Jean-Pierre Rampal, the world-renowned French flutist whose sheer brilliance and richly hued playing propelled the instrument back into the soloist spotlight, died in Paris on Saturday of heart failure. He was 78.
Musicians and music lovers mourned the loss of a soloist, conductor and teacher best known for his renderings of Baroque masterpieces but who played everything from jazz to English folk songs with tenderness and passion.
When Rampal was young, the flute was often overlooked as a solo instrument, as audiences preferred works for piano and violin. With Rampal in the spotlight, the flute regained the prestige it enjoyed in the 18th century, when works by composers such as Bach highlighted the instrument's pure, crystalline sonority.
Violinist Isaac Stern, reached Saturday in Japan, said it was Rampal's sheer musical brilliance that helped drive the public's attention back to the flute.
"Working with him was pure pleasure, sheer joy, exuberance," Stern said. "He was one of the great musicians of our time, who really changed the world's perception of the flute as a solo instrument."
Rampal's trademarks were his gold flute and his joie de vivre.

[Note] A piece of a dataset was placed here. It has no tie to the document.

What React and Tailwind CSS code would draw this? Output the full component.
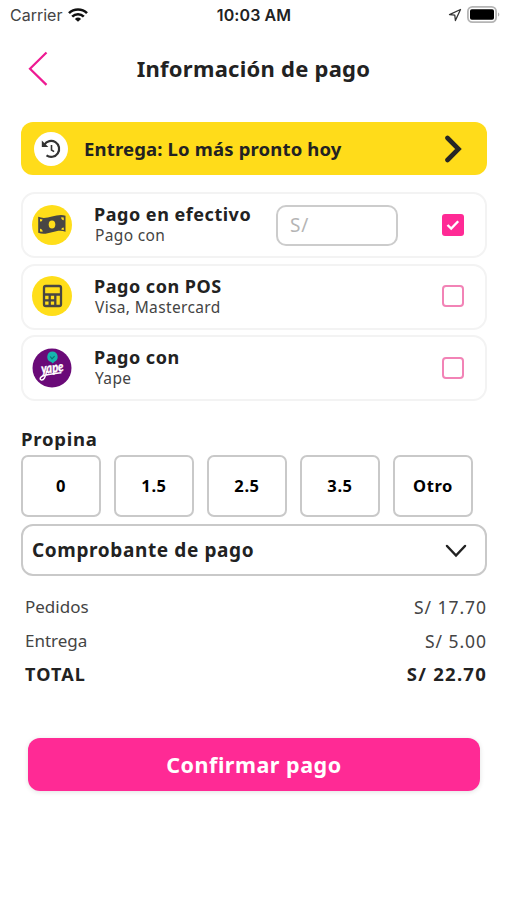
import React from 'react';

const PAYMENT_METHODS = [
  { id: 'cash', title: 'Pago en efectivo', detail: 'Pago con', icon: CashIcon, checked: true, hasAmount: true },
  { id: 'pos', title: 'Pago con POS', detail: 'Visa, Mastercard', icon: CalculatorIcon },
  { id: 'yape', title: 'Pago con', detail: 'Yape', icon: YapeIcon },
];

const TIPS = ['0', '1.5', '2.5', '3.5', 'Otro'];

function CashIcon() {
  return (
    <svg viewBox="0 0 40 40" className="size-10">
      <circle cx="20" cy="20" r="20" fill="#ffde1a" />
      <path d="M6.200 11.800c4.600 2 9.200.9 13.800-.2s9-2.600 13.500-.8v16c-4.500-1.800-9-.7-13.500.5s-9.200 2.500-13.800.5z" fill="#484644" />
      <ellipse cx="20" cy="19.500" rx="3.300" ry="4.100" fill="#ffde1a" />
      <path d="M8 14v2.600a2.600 2.600 0 0 0 2.600-2.200zM31.800 25v-2.600a2.600 2.600 0 0 0-2.600 2.200zM8 26.400v-2.600a2.600 2.600 0 0 1 2.600 3zM31.800 12.400v2.800a2.600 2.600 0 0 1-2.600-3z" fill="#ffde1a" />
    </svg>
  );
}

function CalculatorIcon() {
  return (
    <svg viewBox="0 0 40 40" className="size-10">
      <circle cx="20" cy="20" r="20" fill="#ffde1a" />
      <g fill="none" stroke="#484644" strokeWidth="2.300">
        <rect x="12" y="10" width="17" height="20" rx="1.800" />
        <path d="M12 18.500h17M12 24.300h11.300M17.700 18.500V30M23.300 18.500V30" />
      </g>
    </svg>
  );
}

function YapeIcon() {
  return (
    <svg viewBox="0 0 40 40" className="size-10">
      <circle cx="20" cy="20" r="19.500" fill="#6a0a78" />
      <path d="M20.500 3.500a5.400 5.400 0 0 1 2 10.300l-1.800 1.700-1.500-1.400a5.400 5.400 0 0 1 1.300-10.600z" fill="#16b5ae" />
      <path d="m18.200 8.500 1.800 2.300 2.600-2.700" fill="none" stroke="#08766f" strokeWidth="1.200" />
      <text x="9.500" y="24.500" transform="rotate(-7 20 24)" fill="#fff" stroke="#fff" strokeWidth=".3" fontFamily="Lato, sans-serif" fontSize="14" fontStyle="italic" fontWeight="900" textLength="22.500" lengthAdjust="spacingAndGlyphs">yape</text>
      <path d="M14.500 23.500c-.7 5.500-3 9.300-5.600 8.200-2-1 .5-3.900 4-4.500 5-.9 9-2 16-2.500" fill="none" stroke="#fff" strokeWidth="1.500" strokeLinecap="round" />
    </svg>
  );
}

function StatusBar() {
  return (
    <div className="grid h-[30px] grid-cols-3 items-center pr-[7px] pl-2.5 font-['Inter',sans-serif] text-[#222]">
      <div className="flex items-center gap-1.5">
        <span className="text-[16px] text-[#444]">Carrier</span>
        <svg viewBox="0 0 20 14" className="-mt-px h-3.5 w-5" fill="none" stroke="#111" strokeWidth="2.600">
          <path d="M1 5.200a12.800 12.800 0 0 1 18 0M4.200 8.600a8.300 8.300 0 0 1 11.600 0" />
          <path d="M10 13.800 6.900 10.900a4.500 4.500 0 0 1 6.200 0z" fill="#111" stroke="none" />
        </svg>
      </div>
      <span className="-ml-0.5 text-center text-[16px] font-semibold tracking-[0.100px] whitespace-nowrap">10:03 AM</span>
      <div className="-mt-px flex items-center justify-end gap-[5px]">
        <svg viewBox="0 0 14 14" className="size-3.5" fill="none" stroke="#333" strokeWidth="1.300" strokeLinejoin="round">
          <path d="M12.500 1.500 1.500 6.600l5.300.6.600 5.300z" />
        </svg>
        <svg viewBox="0 0 33 17" className="h-[17px] w-[33px]">
          <rect x=".9" y=".9" width="28.200" height="15.200" rx="4.500" fill="#fff" stroke="#b5b5b5" strokeWidth="1.800" />
          <rect x="3" y="3.300" width="24" height="10.400" rx="1.800" fill="#000" />
          <path d="M31 6.500v4c1.800-.7 1.800-3.300 0-4z" fill="#b5b5b5" />
        </svg>
      </div>
    </div>
  );
}

function Checkbox({ checked }) {
  if (!checked) {
    return <span className="size-[22px] rounded-[4px] border-2 border-[#f283b6]" />;
  }
  return (
    <span className="flex size-[22px] items-center justify-center rounded-[3px] bg-[#ff2a95]">
      <svg viewBox="0 0 14 12" className="h-3 w-3.5" fill="none" stroke="#fff" strokeWidth="2.400">
        <path d="m1.500 6 3.700 3.600 7-7.400" />
      </svg>
    </span>
  );
}

function PaymentCard({ method }) {
  const Icon = method.icon;

  return (
    <div className="flex h-[66px] items-center rounded-[14px] border-2 border-[#f3f3f3] pr-[21px] pb-px pl-[9px]">
      <Icon />
      <div className="ml-[22px] w-[183px] pb-px">
        <p className="text-[18px] leading-[22px] font-bold tracking-[0.520px] whitespace-nowrap text-[#222]">{method.title}</p>
        <p className="pl-px text-[15.500px] leading-5 tracking-[0.350px] text-[#444]">{method.detail}</p>
      </div>
      {method.hasAmount && (
        <div className="mt-px -ml-px flex h-[41px] w-[122px] items-center rounded-[10px] border-2 border-[#ccc] pl-3 text-[19px] tracking-[0.800px] text-[#b5b5b5]">S/</div>
      )}
      <div className="ml-auto flex">
        <Checkbox checked={method.checked} />
      </div>
    </div>
  );
}

export default function App() {
  return (
    <div className="h-[900px] w-[507px] bg-white font-['Noto_Sans',sans-serif] text-[#222]">
      <StatusBar />

      {/* Header */}
      <header className="grid h-[92px] grid-cols-[60px_1fr_60px] items-start pt-[21px]">
        <svg viewBox="0 0 20 36" className="ml-7 h-9 w-5" fill="none" stroke="#ee1a92" strokeWidth="2.200">
          <path d="M18.500 1.500 2 17.700l16.500 16.200" />
        </svg>
        <h1 className="pt-[3px] text-center text-[22px] leading-7 font-bold tracking-[0.250px]">Información de pago</h1>
      </header>

      <main className="mr-5 ml-[21px]">
        {/* Delivery time */}
        <div className="flex h-[53px] items-center rounded-[12px] bg-[#ffdc1a] pr-6 pl-[13px]">
          <span className="flex size-[34px] items-center justify-center rounded-full bg-white">
            <svg viewBox="0 0 20 20" className="size-5" fill="none" stroke="#333" strokeWidth="2.200">
              <path d="M3.300 5.700A8 8 0 1 1 5.500 16.400" />
              <path d="M.8 1.500v6.500h6.500z" fill="#333" stroke="none" />
              <path d="M10.500 6v5l2.600 1.600" strokeWidth="1.600" />
            </svg>
          </span>
          <span className="ml-4 text-[18.500px] font-bold tracking-[0.160px] whitespace-nowrap">Entrega: Lo más pronto hoy</span>
          <svg viewBox="0 0 20 28" className="ml-auto h-7 w-5" fill="none" stroke="#262626" strokeWidth="4.600" strokeLinecap="round">
            <path d="m4.500 3 11 11-11 11" />
          </svg>
        </div>

        {/* Payment methods */}
        <div className="mt-[17px] flex flex-col gap-[5.500px]">
          {PAYMENT_METHODS.map((method) => (
            <PaymentCard key={method.id} method={method} />
          ))}
        </div>

        {/* Tip */}
        <h2 className="mt-6 text-[18.500px] leading-[28px] font-bold tracking-[0.750px]">Propina</h2>
        <div className="mt-0.5 flex gap-[13px]">
          {TIPS.map((tip) => (
            <button key={tip} className="h-[62px] w-20 rounded-[7px] border-2 border-[#c9c9c9] text-[16.500px] font-bold tracking-[0.600px] text-black">
              {tip}
            </button>
          ))}
        </div>

        <div className="mt-[7px] flex h-[52px] items-center justify-between rounded-[12px] border-2 border-[#c9c9c9] pr-[18px] pl-[9px]">
          <span className="text-[19px] font-bold tracking-[0.620px]">Comprobante de pago</span>
          <svg viewBox="0 0 22 14" className="mt-0.5 h-3.5 w-[22px]" fill="none" stroke="#222" strokeWidth="2.500" strokeLinecap="round">
            <path d="m2 2 9 9.500L20 2" />
          </svg>
        </div>

        {/* Totals */}
        <div className="mt-[14px] pl-1 text-[17px] leading-[34px] text-[#444]">
          <div className="flex justify-between">
            <span>Pedidos</span>
            <span className="text-[17.500px] tracking-[0.950px]">S/ 17.70</span>
          </div>
          <div className="flex justify-between">
            <span>Entrega</span>
            <span className="text-[17.500px] tracking-[0.950px]">S/ 5.00</span>
          </div>
          <div className="-mt-px flex justify-between font-bold text-[#222]">
            <span className="text-[18px] tracking-[1.100px]">TOTAL</span>
            <span className="text-[18.500px] tracking-[1.250px]">S/ 22.70</span>
          </div>
        </div>

        <button className="mt-[47px] ml-[7px] h-[53px] w-[452px] rounded-[12px] bg-[#ff2a95] pt-0.5 text-[21.500px] font-bold tracking-[0.520px] text-white shadow-[0_1px_5px_rgba(0,0,0,0.12)]">
          Confirmar pago
        </button>
      </main>
    </div>
  );
}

"He played with such a rich palette of color in a way that few people had done before and no one since," said flutist and commentator Eugenia Zuckerman.
"He had an ability to imbue sound with texture and clarity and emotional content. He was a dazzling virtuoso, but more than anything he was a supreme poet."

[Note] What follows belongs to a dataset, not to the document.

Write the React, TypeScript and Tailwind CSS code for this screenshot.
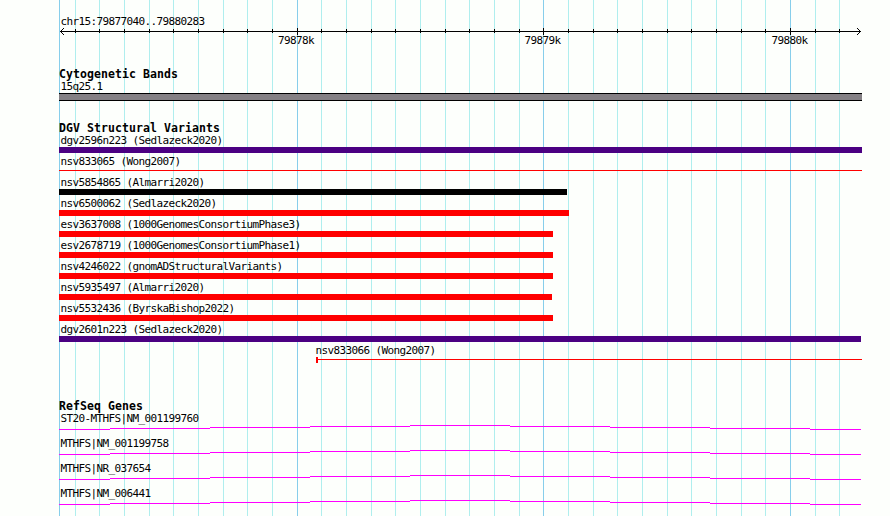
import React from 'react';

interface Variant {
  name: string;
  start: number;
  end: number;
  kind: 'gain' | 'loss' | 'complex' | 'range' | 'partial';
}

const LEFT = 59;
const MAJOR = [297, 543, 790];
const MINOR = [
  75, 99, 124, 149, 173, 198, 223, 247, 272, 321, 346, 371, 395, 420, 445, 469, 494, 519,
  568, 593, 617, 642, 667, 691, 716, 741, 765, 815, 839,
];

const TICK_LABELS = [
  { x: 278, text: '79878k' },
  { x: 524.5, text: '79879k' },
  { x: 771.5, text: '79880k' },
];

const VARIANTS: Variant[] = [
  { name: 'dgv2596n223 (Sedlazeck2020)', start: 59, end: 862, kind: 'complex' },
  { name: 'nsv833065 (Wong2007)', start: 59, end: 862, kind: 'range' },
  { name: 'nsv5854865 (Almarri2020)', start: 59, end: 567, kind: 'gain' },
  { name: 'nsv6500062 (Sedlazeck2020)', start: 59, end: 569, kind: 'loss' },
  { name: 'esv3637008 (1000GenomesConsortiumPhase3)', start: 59, end: 553, kind: 'loss' },
  { name: 'esv2678719 (1000GenomesConsortiumPhase1)', start: 59, end: 553, kind: 'loss' },
  { name: 'nsv4246022 (gnomADStructuralVariants)', start: 59, end: 553, kind: 'loss' },
  { name: 'nsv5935497 (Almarri2020)', start: 59, end: 552, kind: 'loss' },
  { name: 'nsv5532436 (ByrskaBishop2022)', start: 59, end: 553, kind: 'loss' },
  { name: 'dgv2601n223 (Sedlazeck2020)', start: 59, end: 861, kind: 'complex' },
  { name: 'nsv833066 (Wong2007)', start: 314, end: 862, kind: 'partial' },
];

const GENES = ['ST20-MTHFS|NM_001199760', 'MTHFS|NM_001199758', 'MTHFS|NR_037654', 'MTHFS|NM_006441'];

const BAR_COLORS = {
  gain: 'bg-black',
  loss: 'bg-[#ff0000]',
  complex: 'bg-[#4b0082]',
};

const GridLines: React.FC = () => (
  <svg className="absolute inset-0" width="890" height="516" shapeRendering="crispEdges">
    {MINOR.map((x) => (
      <rect key={x} x={x} y="0" width="1" height="516" fill="#afeeee" />
    ))}
    {[LEFT, ...MAJOR].map((x) => (
      <rect key={x} x={x} y="0" width="1" height="516" fill="#87ceeb" />
    ))}
  </svg>
);

const Ruler: React.FC = () => (
  <svg className="block overflow-visible" width="803" height="19" viewBox="59 28 803 19">
    <g shapeRendering="crispEdges">
      <rect x="60" y="31" width="801" height="1" />
      {MINOR.map((x) => (
        <rect key={x} x={x} y="29" width="1" height="4" />
      ))}
      {MAJOR.map((x) => (
        <rect key={x} x={x} y="28" width="1" height="7" />
      ))}
      {[0, 1, 2, 3].map((i) => (
        <g key={i}>
          <rect x={60 + i} y={31 - i} width="1" height="1" />
          <rect x={60 + i} y={31 + i} width="1" height="1" />
          <rect x={860 - i} y={31 - i} width="1" height="1" />
          <rect x={860 - i} y={31 + i} width="1" height="1" />
        </g>
      ))}
    </g>
    {TICK_LABELS.map((t) => (
      <text key={t.text} x={t.x} y="44">
        {t.text}
      </text>
    ))}
  </svg>
);

const TrackTitle: React.FC<{ children: string }> = ({ children }) => (
  <h2 className="h-3 text-[11.5px] font-bold tracking-[0.077px]">{children}</h2>
);

const Label: React.FC<{ children: string }> = ({ children }) => (
  <div className="h-[13px] pl-[1.4px]">{children}</div>
);

const VariantRow: React.FC<{ variant: Variant }> = ({ variant }) => {
  const { name, start, end, kind } = variant;

  return (
    <div className="h-[21px]" style={{ marginLeft: start - LEFT, width: end - start }}>
      <Label>{name}</Label>
      {kind === 'range' && <div className="mt-[2px] h-px bg-[#ff0000]" />}
      {kind === 'partial' && (
        <div className="flex h-[6px] pl-[2px]">
          <div className="w-[2px] bg-[#ff0000]" />
          <div className="mt-[2px] h-px flex-1 bg-[#ff0000]" />
        </div>
      )}
      {(kind === 'gain' || kind === 'loss' || kind === 'complex') && (
        <div className={`h-[6px] ${BAR_COLORS[kind]}`} />
      )}
    </div>
  );
};

// Intron hat, one pixel step every 100px
const GeneLine: React.FC = () => (
  <svg className="block" width="802" height="5" viewBox="59 0 802 5" shapeRendering="crispEdges">
    {[4, 3, 2, 1, 0, 1, 2, 3, 4].map((y, i) => {
      const x = i === 0 ? 59 : 10 + i * 100;
      const end = i === 8 ? 861 : 110 + i * 100;
      return <rect key={i} x={x} y={y} width={end - x} height="1" fill="#ff00ff" />;
    })}
  </svg>
);

const App: React.FC = () => {
  return (
    <div className="relative h-[516px] w-[890px] overflow-hidden bg-[#fdfffc]">
      <GridLines />
      <main className="relative ml-[59px] w-[803px] whitespace-pre pt-[15px] font-['DejaVu_Sans_Mono',monospace] text-[11px] leading-[13px] tracking-[-0.622px] text-black">
        <Label>chr15:79877040..79880283</Label>
        <Ruler />

        <section className="mt-[21px]">
          <TrackTitle>Cytogenetic Bands</TrackTitle>
          <Label>15q25.1</Label>
          <div className="h-2 border-y border-black bg-[#848084]" />
        </section>

        <section className="mt-[21px]">
          <TrackTitle>DGV Structural Variants</TrackTitle>
          {VARIANTS.map((v) => (
            <VariantRow key={v.name} variant={v} />
          ))}
        </section>

        <section className="mt-[35px]">
          <TrackTitle>RefSeq Genes</TrackTitle>
          {GENES.map((gene) => (
            <div key={gene} className="h-[25px]">
              <Label>{gene}</Label>
              <GeneLine />
            </div>
          ))}
        </section>
      </main>
    </div>
  );
};

export default App;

Rampal was a source of pride in France, a country with a rich musical heritage but which has not produced many world-class musicians this century.

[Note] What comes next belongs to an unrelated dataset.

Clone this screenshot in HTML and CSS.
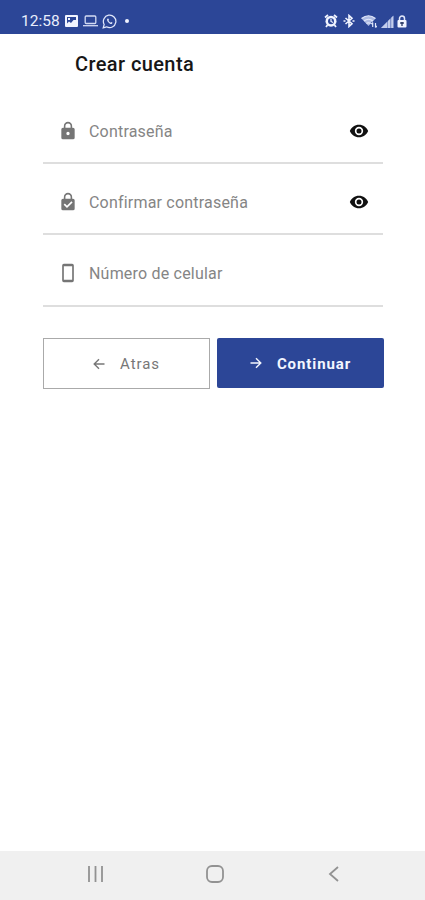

French President Jacques Chirac led the tributes, saying "his flute spoke to the heart. A light in the musical world has just flickered out."
Rampal was born Jan. 7, 1922, in Marseille, the son of a flutist.
He became serious about music during World War II, after Nazi occupying forces in France drafted him for labor in Germany. He left medical school and went underground in Paris, where he studied at the National Conservatory and attracted attention by winning the school's famed competition in only five months.
After the war ended, Rampal toured European capitals as a soloist, chamber musician and orchestra member before settling in France as the principal flutist in the Paris Opera's orchestra.
During a 50-year career, Rampal collaborated with other stars such as cellist Mstislav Rostropovich and violinist Itzhak Perlman, played with the Juilliard and Tokyo string quartets and inspired countless young musicians to take up the flute.
"He had something called true talent," said Stern, a friend for 50 years. "It's where you walk onstage and everybody knows you're going to share a very happy time with them. His admirers were adoring and constant."
Rampal's record label, Sony, described him as perhaps the world's most recorded classical musician. Rampal also gained recognition as a conductor and published an autobiography, Music, My Love.
He is survived by his wife, Francoise; two children, Isabelle and Jean-Jacques; and five grandchildren.
Italian tenor Cesare Valletti, 79
ROME _ Cesare Valletti, an Italian tenor renowned for his interpretations of Mozart's operas, has died in Italy at age 79, family friends said.
Valletti hadn't performed for decades. He gave up his career in 1967 because of health problems, said the Genoa newspaper Il Secolo XIX. The paper reported that Valletti died of a heart attack May 14.
Largely forgotten in recent years, Valletti's career peaked in the 1950s. In 1953, he sang with Maria Callas. Critics said his voice possessed rare purity.